On behalf of the three unions negotiating with the Journal, Denis Bolduc said “absolutely nothing” can justify this brutal move. “The Journal de Québec is Quebecor’s goldmine. The profits are enormous. With fewer staff than its competition, Le Soleil, and constantly increasing circulation, the Journal is number one. But that’s not good enough for Quebecor.” Bolduc added that “Quebecor will be held responsible for its actions which end 40 years of harmonious relations with its employees.”

Says Bolduc, “the lock-out at the Journal de Québec is a conflict created by Quebecor. With the lockout, they’ve shown that everything they’ve done since fall has been designed to create conflict.” As proof, the unions offer the following troubling facts:

 

  • hiring of 14 new staff in September
  • an email sent out by Quebecor in November recruiting journalists “ready to move to Toronto for the duration this crisis”;
  • the fact that Quebecor fired Anne-Marie Cadieux, author of this embarrassing email;
  • establishment of a news room on the third floor of the Toronto Sun;
  • special training given to Journal executives on Quark page-layout software;
  • the establishment of a classified ads department in Kanata, Ontario;
  • addition of cameras, last winter, at the Journal offices;
  • changing the locks and access control system at the Béchard Avenue building;
  • a notice in the December 15 issue of the Journal, in which the company Sécurité Kolossal advertised for no fewer than 200 security guards in anticipation of a labour conflict in Quebec City. Pure coincidence? In January, this company was hired to install new cameras at the Journal; and since April 12, security guards from this same company have been posted at the entrance to the Journal building.
  • the suspension of five IT employees on January 23. While remaining vague about the reasons for these suspensions, the following day, management added to its demands the complete subcontracting of the IT department. (These suspensions later became dismissals and grievances were filed.)

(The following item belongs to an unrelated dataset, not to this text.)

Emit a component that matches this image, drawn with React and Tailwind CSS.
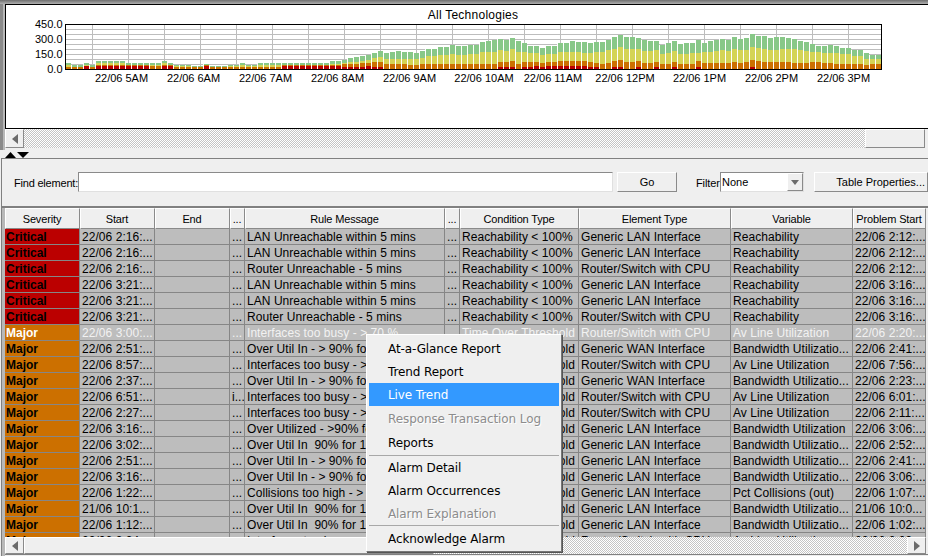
import React from 'react';

const totals = [
  6,4,4,6,4,8,8,8,8,8,6,6,6,6,6,6,8,6,4,4,4,3,3,5,3,3,3,4,4,6,4,4,6,6,6,6,6,6,6,6,6,6,6,6,
  8,8,9,11,12,13,14,16,18,16,17,18,17,17,16,18,20,20,22,22,24,23,
  23,24,24,27,28,29,30,29,31,28,26,23,23,21,23,23,26,26,28,27,27,26,27,27,29,32,34,32,32,31,
  29,28,28,24,26,28,25,26,26,29,26,28,29,30,29,32,30,31,35,33,33,31,32,32,31,30,28,27,25,23,
  23,24,23,21,21,19,19,16,14,14,
];
const yellows = [
  4,2,2,4,2,6,6,6,6,6,4,4,4,4,4,4,6,4,3,3,3,2,2,4,2,2,2,3,3,4,3,3,4,4,4,4,4,4,4,4,4,4,4,4,
  5,5,6,7,7,8,9,11,12,10,10,10,10,10,10,11,13,13,14,14,15,14,
  14,15,15,17,17,17,19,18,20,17,17,16,16,14,15,15,17,17,17,17,16,16,17,17,19,20,22,20,20,20,
  18,18,19,15,16,18,15,15,16,16,17,17,18,19,18,20,19,19,22,21,20,19,19,20,20,20,19,18,17,17,
  16,16,16,15,15,13,13,10,10,10,
];
const oranges = [
  2,2,2,3,2,4,4,4,4,4,4,4,4,4,3,3,4,4,2,2,2,2,2,4,2,2,2,2,2,2,2,2,2,2,2,2,4,4,4,4,4,4,4,4,
  4,4,5,5,5,6,6,7,7,5,5,5,5,4,4,5,5,5,5,5,5,5,
  5,5,5,5,5,5,7,7,8,5,7,7,7,6,7,7,8,8,8,8,8,7,6,5,6,8,9,7,7,8,
  6,6,7,5,5,7,5,5,5,8,6,6,6,6,6,7,6,7,9,8,7,7,7,7,7,6,6,6,7,7,
  6,6,5,5,5,5,5,4,5,5,
];
const reds = [
  0,0,0,3,0,3,3,3,3,3,3,3,3,3,0,0,3,3,0,0,0,0,0,3,0,0,0,0,0,0,0,0,0,0,0,0,3,3,3,3,3,3,3,3,
  3,3,2,2,2,2,3,2,2,0,0,0,0,0,0,0,0,0,0,0,0,0,
  0,0,0,0,0,0,2,2,2,0,2,2,3,2,3,3,3,3,3,3,3,2,2,0,0,2,2,0,0,2,
  0,0,2,0,0,2,0,0,0,2,0,0,0,0,0,0,0,0,2,0,0,0,0,0,0,0,0,0,0,0,
  0,0,0,0,0,0,0,0,0,0,
];

const hLines = [29, 34, 39, 44, 49, 54, 59, 64];
const vLines = [92, 128, 164, 200, 236, 272, 308, 344, 380, 416, 452, 488, 524, 560, 596, 632, 668, 704, 740, 776, 812, 848];
const xLabels = [
  ['22/06 5AM', 121.5], ['22/06 6AM', 193.5], ['22/06 7AM', 265.5], ['22/06 8AM', 337.5], ['22/06 9AM', 409.5], ['22/06 10AM', 484],
  ['22/06 11AM', 553], ['22/06 12PM', 625], ['22/06 1PM', 699.5], ['22/06 2PM', 771.5], ['22/06 3PM', 843.5],
];
const yLabels = [['450.0', 28], ['300.0', 43], ['150.0', 58], ['0.0', 73]];

const Chart = () => (
  <svg width="922" height="123" viewBox="6 5 922 123" className="block" style={{ fontFamily: '"Liberation Sans", sans-serif' }}>
    {hLines.map((y) => <rect key={y} x="65" y={y} width="816" height="1" fill="#bdbdbd" shapeRendering="crispEdges" />)}
    {vLines.map((x) => <rect key={x} x={x} y="24" width="1" height="45" fill="#bdbdbd" shapeRendering="crispEdges" />)}
    {totals.map((t, i) => {
      const x = 66 + i * 6;
      return (
        <g key={i} shapeRendering="crispEdges">
          <rect x={x - 1} y={69 - t} width="1" height={t} fill="#ffffff" />
          <rect x={x} y={69 - t} width="5" height={t} fill="#88c888" />
          <rect x={x} y={69 - yellows[i]} width="5" height={yellows[i]} fill="#d4d455" />
          <rect x={x} y={69 - oranges[i]} width="5" height={oranges[i]} fill="#cc7000" />
          {reds[i] > 0 && <rect x={x} y={69 - reds[i]} width="5" height={reds[i]} fill="#bb0000" />}
        </g>
      );
    })}
    <rect x="65.5" y="24.5" width="816" height="45" fill="none" stroke="#000" shapeRendering="crispEdges" />
    <text x="473" y="19" textAnchor="middle" fontSize="12" letterSpacing="0.25" fill="#000">All Technologies</text>
    {yLabels.map(([t, y]) => <text key={t} x="62.5" y={y} textAnchor="end" fontSize="11" fill="#000">{t}</text>)}
    {xLabels.map(([t, x]) => <text key={t} x={x} y="82" textAnchor="middle" fontSize="11" fill="#000">{t}</text>)}
  </svg>
);

const bevel = 'bg-[#efefef] border border-t-white border-l-white border-r-[#8a8a8a] border-b-[#8a8a8a]';
const checker = 'bg-[repeating-conic-gradient(#ffffff_0_25%,#c4c4c4_0_50%)] bg-[length:2px_2px]';

const ArrowButton = ({ dir }) => (
  <div className={`w-[19px] h-full flex items-center justify-center shrink-0 ${bevel}`}>
    <svg width="6" height="10" viewBox="0 0 6 10">
      <path d={dir === 'left' ? 'M6 0V10L0 5Z' : 'M0 0V10L6 5Z'} fill="#6b6b6b" />
    </svg>
  </div>
);

const critical = (start, rule, element, problem) => ({
  sev: 'Critical', start, rule, cond: 'Reachability < 100%', element, variable: 'Reachability', problem,
});
const major = (start, rule, element, variable, problem, extra) => ({
  sev: 'Major', start, rule, cond: 'Time Over Threshold', element, variable, problem, ...extra,
});

const LAN = 'Generic LAN Interface';
const WAN = 'Generic WAN Interface';
const ROUTER = 'Router/Switch with CPU';
const BW = 'Bandwidth Utilizatio...';
const AV = 'Av Line Utilization';
const BUSY = 'Interfaces too busy - > 70 %';
const OVER = 'Over Util In - > 90% for 10 mins';
const OVER2 = 'Over Util In  90% for 10 mins';

const rows = [
  critical('22/06 2:16:...', 'LAN Unreachable within 5 mins', LAN, '22/06 2:12:...'),
  critical('22/06 2:16:...', 'LAN Unreachable within 5 mins', LAN, '22/06 2:12:...'),
  critical('22/06 2:16:...', 'Router Unreachable - 5 mins', ROUTER, '22/06 2:12:...'),
  critical('22/06 3:21:...', 'LAN Unreachable within 5 mins', LAN, '22/06 3:16:...'),
  critical('22/06 3:21:...', 'LAN Unreachable within 5 mins', LAN, '22/06 3:16:...'),
  critical('22/06 3:21:...', 'Router Unreachable - 5 mins', ROUTER, '22/06 3:16:...'),
  major('22/06 3:00:...', BUSY, ROUTER, AV, '22/06 2:20:...', { selected: true }),
  major('22/06 2:51:...', OVER, WAN, BW, '22/06 2:41:...'),
  major('22/06 8:57:...', BUSY, ROUTER, AV, '22/06 7:56:...'),
  major('22/06 2:37:...', OVER, WAN, BW, '22/06 2:23:...'),
  major('22/06 6:51:...', BUSY, ROUTER, AV, '22/06 6:01:...', { mark: 'i...' }),
  major('22/06 2:27:...', BUSY, ROUTER, AV, '22/06 2:11:...'),
  major('22/06 3:16:...', 'Over Utilized - >90% for 10 mins', LAN, 'Bandwidth Utilization', '22/06 3:06:...'),
  major('22/06 3:02:...', OVER2, LAN, BW, '22/06 2:52:...'),
  major('22/06 2:51:...', OVER, LAN, BW, '22/06 2:41:...'),
  major('22/06 3:16:...', OVER, LAN, BW, '22/06 3:06:...'),
  major('22/06 1:22:...', 'Collisions too high - > 20 %', LAN, 'Pct Collisions (out)', '22/06 1:07:...'),
  major('21/06 10:1...', OVER2, LAN, BW, '21/06 10:0...'),
  major('22/06 1:12:...', OVER2, LAN, BW, '22/06 1:02:...'),
  major('22/06 2:24:...', BUSY, ROUTER, AV, '22/06 2:09:...'),
];

const headers = ['Severity', 'Start', 'End', '...', 'Rule Message', '...', 'Condition Type', 'Element Type', 'Variable', 'Problem Start'];
const gridCols = 'grid grid-cols-[75px_75px_75px_15px_200px_15px_119px_152px_122px_73px]';
const cell = 'h-4 px-[2px] border-r border-b border-[#868686] bg-[#bdbdbd] overflow-hidden whitespace-pre leading-4 tracking-[0.05px]';

const Row = ({ row }) => {
  const tone = row.selected ? 'text-[#f2f2f2]' : 'text-black';
  const values = [row.start, '', row.mark || '...', row.rule, '...', row.cond, row.element, row.variable, row.problem];
  return (
    <div className={gridCols}>
      <div className={`h-4 pl-px border-r border-b border-[#868686] font-bold leading-4 ${row.sev === 'Critical' ? 'bg-[#bb0000]' : 'bg-[#cc7000]'} ${row.selected ? 'text-white' : 'text-black'}`}>
        {row.sev}
      </div>
      {values.map((v, i) => <div key={i} className={`${cell} ${tone}`}>{v}</div>)}
    </div>
  );
};

const menuItems = [
  { label: 'At-a-Glance Report', h: 'h-[23px]' },
  { label: 'Trend Report', h: 'h-[23px]' },
  { label: 'Live Trend', h: 'h-[23px]', active: true },
  { label: 'Response Transaction Log', h: 'h-[25px]', disabled: true },
  { label: 'Reports', h: 'h-6', line: true },
  { label: 'Alarm Detail', h: 'h-[23px]' },
  { label: 'Alarm Occurrences', h: 'h-[23px]' },
  { label: 'Alarm Explanation', h: 'h-[23px]', disabled: true, line: true },
  { label: 'Acknowledge Alarm', h: 'h-[25px]' },
];

const ContextMenu = () => (
  <div className="absolute left-[366px] top-[334px] w-[196px] h-[218px] p-[2px] bg-[#efefef] border border-t-white border-l-white border-r-[#777] border-b-[#777] shadow-[1px_1px_0_#555] font-['DejaVu_Sans',sans-serif] text-[12px] tracking-[-0.1px] text-black">
    {menuItems.map((item) => (
      <React.Fragment key={item.label}>
        <div className={`${item.h} pl-[19px] flex items-center ${item.active ? 'bg-[#3399ff] text-white' : ''} ${item.disabled ? 'text-[#8c8c8c] [text-shadow:1px_1px_0_#ffffff]' : ''}`}>
          {item.label}
        </div>
        {item.line && <div className="h-px bg-[#a8a8a8]" />}
      </React.Fragment>
    ))}
  </div>
);

export default function App() {
  return (
    <div className="relative w-[928px] h-[556px] overflow-hidden bg-[#efefef] font-['Liberation_Sans',Arial,sans-serif] text-[12px] text-black">
      {/* top split pane with the chart */}
      <div className="h-[150px] pt-1 pl-[5px] bg-[linear-gradient(to_bottom,#6e6e6e,#b0b0b0_4px,#efefef_4px)]">
        <div className="h-[146px] -ml-[5px] pl-[5px] bg-[linear-gradient(to_right,#8a8a8a_3px,#b8b8b8_3px,#b8b8b8_5px,transparent_5px)]">
          <div className="h-[125px] border border-r-0 border-black bg-white">
            <Chart />
          </div>
          <div className="flex h-[19px]">
            <ArrowButton dir="left" />
            <div className={`flex-1 ${checker}`} />
            <div className={`w-[60px] ${bevel}`} />
            <div className="w-[3px] bg-[#efefef]" />
          </div>
        </div>
      </div>

      {/* divider arrows */}
      <div className="flex h-2 items-end pl-[5px]">
        <svg width="24" height="6" viewBox="0 0 24 6" className="block">
          <path d="M0 6L5.5 0L11 6Z" fill="#000" />
          <path d="M12 0H24L18 6Z" fill="#000" />
        </svg>
      </div>

      {/* find bar and table */}
      <div className="ml-px h-[398px] border-t border-l border-[#808080] flex flex-col">
        <div className="flex h-[49px] shrink-0 items-start pt-[13px] border-b-2 border-[#808080]">
          <span className="ml-[12px] w-[64px] h-5 leading-[22px] text-[11px] tracking-[-0.2px] whitespace-nowrap">Find element:</span>
          <div className="w-[535px] h-5 bg-white border border-t-[#8a8a8a] border-l-[#8a8a8a] border-r-[#e0e0e0] border-b-[#e0e0e0]" />
          <button className={`ml-1 w-[60px] h-5 pt-px text-[11px] leading-none ${bevel}`}>Go</button>
          <span className="ml-[19px] w-[24px] h-5 leading-[22px] text-[11px] tracking-[-0.1px]">Filter</span>
          <div className="w-[84px] h-5 bg-white border border-t-[#8a8a8a] border-l-[#8a8a8a] border-r-[#e0e0e0] border-b-[#e0e0e0] flex justify-between items-center text-[11px] pl-px">
            <span className="pt-px">None</span>
            <div className={`w-4 h-[18px] flex items-center justify-center ${bevel}`}>
              <svg width="8" height="5" viewBox="0 0 8 5"><path d="M0 0H8L4 5Z" fill="#6b6b6b" /></svg>
            </div>
          </div>
          <button className={`ml-[10px] w-[114px] h-5 pt-px text-[11px] leading-none whitespace-nowrap text-right pr-[2px] ${bevel}`}>Table Properties...</button>
        </div>

        <div className="pl-[3px] flex-1 flex flex-col min-h-0 bg-[linear-gradient(to_right,#b8b8b8_3px,transparent_3px)]">
          <div className="h-[329px] overflow-hidden">
            <div className={`${gridCols} h-[21px]`}>
              {headers.map((h, i) => (
                <div key={i} className={`flex items-center justify-center pt-px pr-px overflow-hidden whitespace-nowrap text-[11px] tracking-[-0.15px] ${bevel}`}>{h}</div>
              ))}
            </div>
            {rows.map((row, i) => <Row key={i} row={row} />)}
          </div>
          <div className="flex h-[17px] pr-[2px]">
            <ArrowButton dir="left" />
            <div className={`w-[409px] ${bevel}`} />
            <div className={`flex-1 ${checker}`} />
            <ArrowButton dir="right" />
          </div>
          <div className="h-px bg-[#808080]" />
        </div>
      </div>

      <ContextMenu />
    </div>
  );
}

Denis Bolduc adds that, “the lock-out is even more brutal when you consider that the members at the Journal were not threatening to strike, that they had never been on strike, and that not one day of work had been lost since the paper opened in 1967.”

Last year, the 280 union members at the Journal agreed to extend their collective agreement by one year to deal with competition from Le Soleil, which was switching to a tabloid format.

Four unions - all affiliated to the Canadian Union of Public Employees (CUPE-FTQ) - represent some 280 employees (Office, Printers, Newsroom, and Advertising Representatives) at the Journal de Québec, a Sun Media Corporation division. By 54.5% majority, only the advertising representatives’ union has reached an agreement with the employer. With 104,000 copies published on weekdays and 127,000 on Saturdays, the Journal de Québec is the largest daily newspaper in Quebec City.

CUPE represents 7,000 other employees in the communications sector in Quebec and is present in other sectors, including health and social services, universities, education, urban and air transport, Quebec government corporations and public agencies, hydroelectric power, and municipalities. With nearly 100,000 members, CUPE is the largest affiliate of the FTQ.